Por Natalio Botana |
La palabra "centro", de antiguo linaje en las
democracias, se ha puesto de moda en el lenguaje de protagonistas y
observadores. Unos hablan de la emergencia de un nuevo centro político al calor
del éxito electoral de Cambiemos; otros recuerdan el papel histórico que le
cupo al radicalismo como encarnación de un centro democrático que ahora podría
renacer en una novedosa coalición; en fin, aquellos dispuestos a transformar al
peronismo con mejores aires subrayan la condición centrista de un movimiento
poco proclive a caer en el extremismo.
Como se ve, se trata de un menú variado que, sin embargo, no
debe dejar de lado un rasgo común: desde donde se lo mire, el centro evoca un
lugar y un estilo de hacer política. A partir de este dato, los caminos se
separan en por lo menos tres direcciones. Primero, el concepto alude a una
línea recta o a un hemiciclo donde el centro se ubica entre los extremos de la
derecha y la izquierda: es el esquema que nació durante la Revolución Francesa
y se prolongó hasta el presente. En segundo lugar, el centro traduce una
actitud que impulsa al gobierno y a la oposición a coincidir en torno a un
núcleo de políticas de Estado. En tercer lugar el centro, como creía Bolívar
del Poder Ejecutivo, es como el sol de una constelación que naturalmente
incluye un conjunto de planetas partidarios que giran alrededor de este.
El primer camino tiene un sinnúmero de referentes.
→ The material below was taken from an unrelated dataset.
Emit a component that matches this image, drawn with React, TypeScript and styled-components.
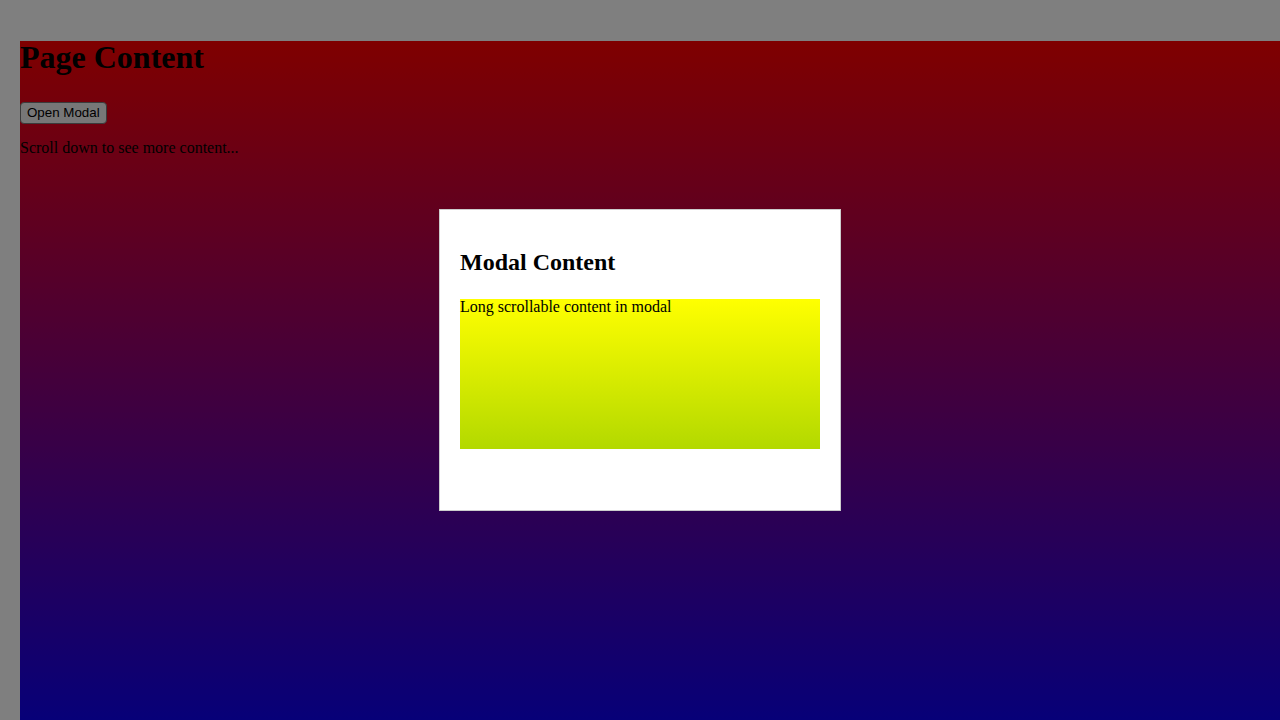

En estos
días lo ilustran las elecciones en Chile, el domingo pasado. Dos partidos o
coaliciones, una de centroderecha y otra de centroizquierda, coexisten con
coaliciones ascendentes: una situada a la izquierda y otra, menos relevante,
ubicada a la derecha. El segundo camino presentaría la imagen de un arco
moderado capaz de abarcar al oficialismo y a la oposición en un proyecto de
reformas y acuerdos. Obviamente, esto es lo que estamos dirimiendo en estas
semanas mediante complicadas negociaciones que comprenden al oficialismo, a los
gobernadores de provincia, al Congreso y al poder sindical.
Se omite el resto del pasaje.